When business brought me out to LA recently, my best friend Patricia, a writer now quipping for Donnie Osmond for a new syndicated game show (yes, I’ll make her get me an autograph for my Mom, thanks for reminding me), blurts, “So what do you like about St. Louis?”
Eyes shift, and I breathe the vast pollution LA has to offer, looking around at all the women and wondering why I didn’t by stock on Botox.
Finally I hear myself say: “I like the parking spaces. They are big enough for my new fancy-pants ‘98 Nissan Maxima. I like that people wave me into traffic instead of shooting at me; I like that women who were born during the presidency of Grover Cleveland hold the door open for me at my YMCA while I’m, you know, just pulling into the lot at 6 A.M. downing that can of Bud Light.

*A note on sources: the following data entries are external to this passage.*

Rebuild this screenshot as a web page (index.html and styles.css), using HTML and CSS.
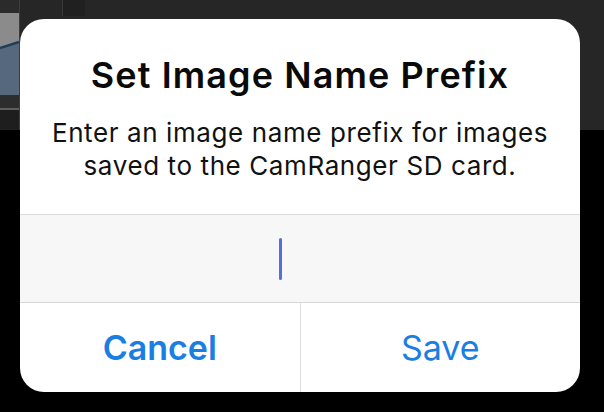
FILE: index.html
```html
<!DOCTYPE html>
<html>
<head>
<meta charset="utf-8">
<link rel="stylesheet" href="styles.css">
</head>
<body>
<div class="screen">
  <div class="topbar">
    <div class="thumbcol">
      <div class="thumb-top"></div>
      <div class="thumb">
        <svg class="curve" width="19" height="82" viewBox="0 0 19 82">
          <rect x="0" y="0" width="19" height="82" fill="#56687b"/>
          <path d="M0 0 H19 V29 Q10 32 0 35 Z" fill="#8b8b8b"/>
          <path d="M0 35 Q10 32 19 29" stroke="#1d3f5c" stroke-width="2.5" fill="none"/>
        </svg>
      </div>
      <div class="thumb-bottom"></div>
      <div class="thumb-line"></div>
      <div class="thumb-foot"></div>
    </div>
    <div class="topmain">
      <div class="topstrip"></div>
    </div>
  </div>

  <div class="alert">
    <div class="alert-head">
      <div class="alert-title">Set Image Name Prefix</div>
      <div class="alert-msg">Enter an image name prefix for images saved to the CamRanger SD card.</div>
    </div>
    <div class="alert-field">
      <span class="caret"></span>
    </div>
    <div class="alert-actions">
      <div class="btn btn-cancel">Cancel</div>
      <div class="btn btn-save">Save</div>
    </div>
  </div>
</div>
</body>
</html>
```

FILE: styles.css
```css
html, body {
  margin: 0;
  padding: 0;
  background: #000;
}

.screen {
  position: relative;
  width: 604px;
  height: 412px;
  background: #000;
  overflow: hidden;
  font-family: Inter, "Noto Sans", sans-serif;
}

.topbar {
  display: flex;
  height: 130px;
}

.thumbcol {
  width: 19px;
  display: flex;
  flex-direction: column;
  border-right: 1px solid #3d3d3d;
}

.thumb-top {
  height: 13px;
  background: #2b2b2b;
}

.thumb {
  height: 82px;
}

.curve {
  display: block;
}

.thumb-bottom {
  height: 13px;
  background: #2d2d2d;
}

.thumb-line {
  height: 2px;
  background: #5e5e5e;
}

.thumb-foot {
  flex: 1;
  background: #1e1e1e;
}

.topmain {
  flex: 1;
  background: #262626;
  display: flex;
}

.topstrip {
  width: 22px;
  margin-left: 42px;
  height: 16px;
  background: #202020;
  border-left: 1px solid #3a3a3a;
}

.alert {
  position: absolute;
  left: 20px;
  top: 19px;
  width: 560px;
  height: 373px;
  background: #fff;
  border-radius: 24px;
  overflow: hidden;
  display: flex;
  flex-direction: column;
}

.alert-head {
  padding-top: 35px;
  text-align: center;
}

.alert-title {
  font-size: 36px;
  line-height: 42px;
  font-weight: 600;
  color: #0a0a0a;
  letter-spacing: 1.1px;
}

.alert-msg {
  margin: 20px auto 0;
  width: 540px;
  font-size: 26px;
  line-height: 33px;
  color: #111;
  letter-spacing: 0.6px;
}

.alert-field {
  margin-top: 32px;
  height: 87px;
  background: #f7f7f7;
  border-top: 1px solid #dadada;
  border-bottom: 1px solid #d6d6d6;
  display: flex;
  align-items: center;
  justify-content: center;
}

.caret {
  display: block;
  width: 3px;
  height: 42px;
  border-radius: 2px;
  background: #5570d8;
  margin-right: 40px;
}

.alert-actions {
  flex: 1;
  display: flex;
}

.btn {
  flex: 1;
  display: flex;
  align-items: center;
  justify-content: center;
  font-size: 34px;
  color: #1b7ee2;
}

.btn-cancel {
  font-weight: 600;
  border-right: 1px solid #dedede;
}

.btn-save {
  font-weight: 400;
}
```
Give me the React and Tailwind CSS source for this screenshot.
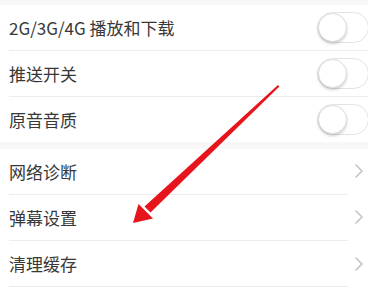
import React from "react";

const font = { fontFamily: '"Noto Sans CJK SC", "Liberation Sans", sans-serif' };

function Toggle() {
  return (
    <div className="relative w-[52px] h-[31px] rounded-full border border-[#e3e3e3] bg-white shrink-0">
      <div className="absolute left-0 top-0 w-[29px] h-[29px] rounded-full bg-white border border-[#dcdcdc] shadow-[0_2px_3px_rgba(0,0,0,0.18)]" />
    </div>
  );
}

function Chevron() {
  return (
    <svg width="8" height="14" viewBox="0 0 8 14" className="shrink-0">
      <path d="M1 1 L7 7 L1 13" fill="none" stroke="#c4c4c4" strokeWidth="1.6" strokeLinecap="round" strokeLinejoin="round" />
    </svg>
  );
}

function Row({ label, right, divider = true }) {
  return (
    <div className="pl-[9px]">
      <div className="h-[45px] flex items-center justify-between mr-[-1px]">
        <span className="text-[17px] text-[#383838] leading-none">{label}</span>
        {right}
      </div>
      {divider ? <div className="h-px bg-[#ececec]" /> : null}
    </div>
  );
}

export default function App() {
  return (
    <div className="relative w-[368px] h-[296px] bg-white overflow-hidden" style={font}>
      <div className="h-[5px] bg-[#f7f7f7]" />
      <Row label="2G/3G/4G 播放和下载" right={<Toggle />} />
      <Row label="推送开关" right={<Toggle />} />
      <Row label="原音音质" right={<Toggle />} divider={false} />
      <div className="h-[7px] bg-[#f7f7f7]" />
      <div className="pl-[9px] pr-[20px]">
        <div className="h-[45px] flex items-center justify-between">
          <span className="text-[17px] text-[#383838] leading-none">网络诊断</span>
        </div>
        <div className="h-px bg-[#ececec]" />
        <div className="h-[45px] flex items-center justify-between">
          <span className="text-[17px] text-[#383838] leading-none">弹幕设置</span>
        </div>
        <div className="h-px bg-[#ececec]" />
        <div className="h-[45px] flex items-center justify-between">
          <span className="text-[17px] text-[#383838] leading-none">清理缓存</span>
        </div>
        <div className="h-px bg-[#ececec]" />
      </div>
      <div className="absolute right-[5px] top-[164px]"><Chevron /></div>
      <div className="absolute right-[5px] top-[210px]"><Chevron /></div>
      <div className="absolute right-[5px] top-[257px]"><Chevron /></div>
      <svg className="absolute left-0 top-0" width="368" height="296" viewBox="0 0 368 296">
        <path d="M278 85 L279.4 86.6 L150.5 212.5 L144.5 206.5 Z" fill="#e8141b" />
        <path d="M133 223 L138.5 204 L153 218.5 Z" fill="#e8141b" />
      </svg>
    </div>
  );
}
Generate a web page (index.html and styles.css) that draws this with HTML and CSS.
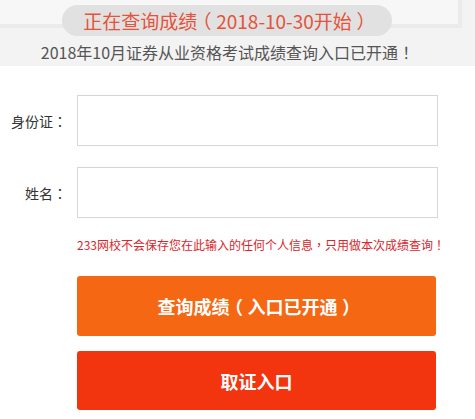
FILE: index.html
```html
<!DOCTYPE html>
<html lang="zh-CN">
<head>
<meta charset="utf-8">
<title>成绩查询</title>
<link rel="stylesheet" href="styles.css">
</head>
<body>
<div class="header">
  <div class="frame"></div>
  <div class="pill">正在查询成绩<span class="p paren">（</span>2018-10-30开始<span class="p paren">）</span></div>
  <div class="subtitle">2018年10月证券从业资格考试成绩查询入口已开通<span class="p" lang="zh-TW">！</span></div>
</div>
<form class="form">
  <div class="row">
    <label class="label">身份证<span class="p" lang="zh-TW">：</span></label>
    <input class="field" type="text">
  </div>
  <div class="row row-gap">
    <label class="label">姓名<span class="p" lang="zh-TW">：</span></label>
    <input class="field" type="text">
  </div>
  <p class="note">233网校不会保存您在此输入的任何个人信息<span class="p" lang="zh-TW">，</span>只用做本次成绩查询<span class="p" lang="zh-TW">！</span></p>
  <button class="btn btn-query" type="button">查询成绩<span class="p paren">（</span>入口已开通<span class="p paren">）</span></button>
  <button class="btn btn-cert" type="button">取证入口</button>
</form>
</body>
</html>
```
FILE: styles.css
```css
* { box-sizing: border-box; }
body {
  margin: 0;
  background: #fff;
  font-family: "Microsoft YaHei", "Noto Sans CJK SC", "Noto Sans", sans-serif;
  width: 475px;
  overflow: hidden;
}
.p {
  font-family: "Noto Sans CJK TC", "Noto Sans CJK SC", sans-serif;
}
.paren {
  font-feature-settings: "halt" 1;
  padding: 0 0.25em;
}
.header {
  position: relative;
  height: 66px;
  background: #f3f3f3;
  padding-top: 5px;
  overflow: hidden;
}
.frame {
  position: absolute;
  left: -10px;
  top: -10px;
  width: 472px;
  height: 38px;
  border: 4px solid #ebebeb;
  background: #f7f7f7;
}
.pill {
  position: relative;
  margin-left: 62px;
  width: 330px;
  height: 31px;
  border-radius: 16px;
  background: #e1e1e1;
  color: #e4533a;
  font-size: 19px;
  line-height: 31px;
  text-align: center;
  white-space: nowrap;
}
.subtitle {
  position: relative;
  margin-top: 6px;
  width: 455px;
  text-align: center;
  color: #555;
  font-size: 16px;
  line-height: 20px;
  white-space: nowrap;
}
.form {
  display: flex;
  flex-direction: column;
  padding-top: 29px;
}
.row {
  display: flex;
  align-items: center;
  gap: 10px;
}
.row-gap { margin-top: 21px; }
.label {
  width: 67px;
  text-align: right;
  font-size: 14px;
  color: #333;
  white-space: nowrap;
}
.field {
  width: 361px;
  height: 51px;
  border: 1px solid #d6d6d6;
  background: #fff;
  margin: 0;
  outline: none;
}
.note {
  margin: 20px 0 0 77px;
  font-size: 12px;
  line-height: 14px;
  color: #d8262c;
  white-space: nowrap;
}
.btn {
  margin-left: 77px;
  width: 359px;
  border: none;
  border-radius: 3px;
  color: #fff;
  font-family: inherit;
  font-size: 18px;
  font-weight: bold;
  padding: 0;
}
.btn-query {
  margin-top: 24px;
  height: 60px;
  background: #f56712;
}
.btn-cert {
  margin-top: 15px;
  height: 59px;
  background: #f3350f;
}
```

Then I tell this story: I’m at my Starbucks with my incredibly obnoxious, obedience school–defying mutt we named Lucy Bloomer (she chose to keep her maiden name and we respected that decision). Lucy was jumping up and down with one of those big metal café tables in her mouth when this woman, juggling four cafe blah-hoozerwatzits and a kid, said to me, “You just getting coffee? I’ll watch her.”
Okay, I rationalized, being so LA, being so into me, I assumed this woman chose to sit at this table, you know, to watch Lucy Bloomer, rather than sit at that table. I ran in, stood in a long line, barked my litany of conditions (blah blah, latte, blah blah no-foam, blah blah turkish poppy–etc.), got my java fix, and came out.
This Mom handed me Lucy, gathered her kid, her four java drinks, and headed to her mini-van.
She had someplace to go. She had others waiting for her. She wasn’t hanging. In L.A. lingo, it wasn’t about her, it was about my dog. Why? Just to be nice.
I was stunned—and touched. Never would someone have done that for me in any of the places since I left St. Louis. So, yes, you can come home again–just don’t always order toasted ravioli, don’t try to figure out why 66 turns into Watson turns into Chippewa, and appreciate the strengths the city has and will always have, enhanced by the travels you’ve taken.
And Ronnie? Yeah. Then I have to live here. But I don’t have to, I want to.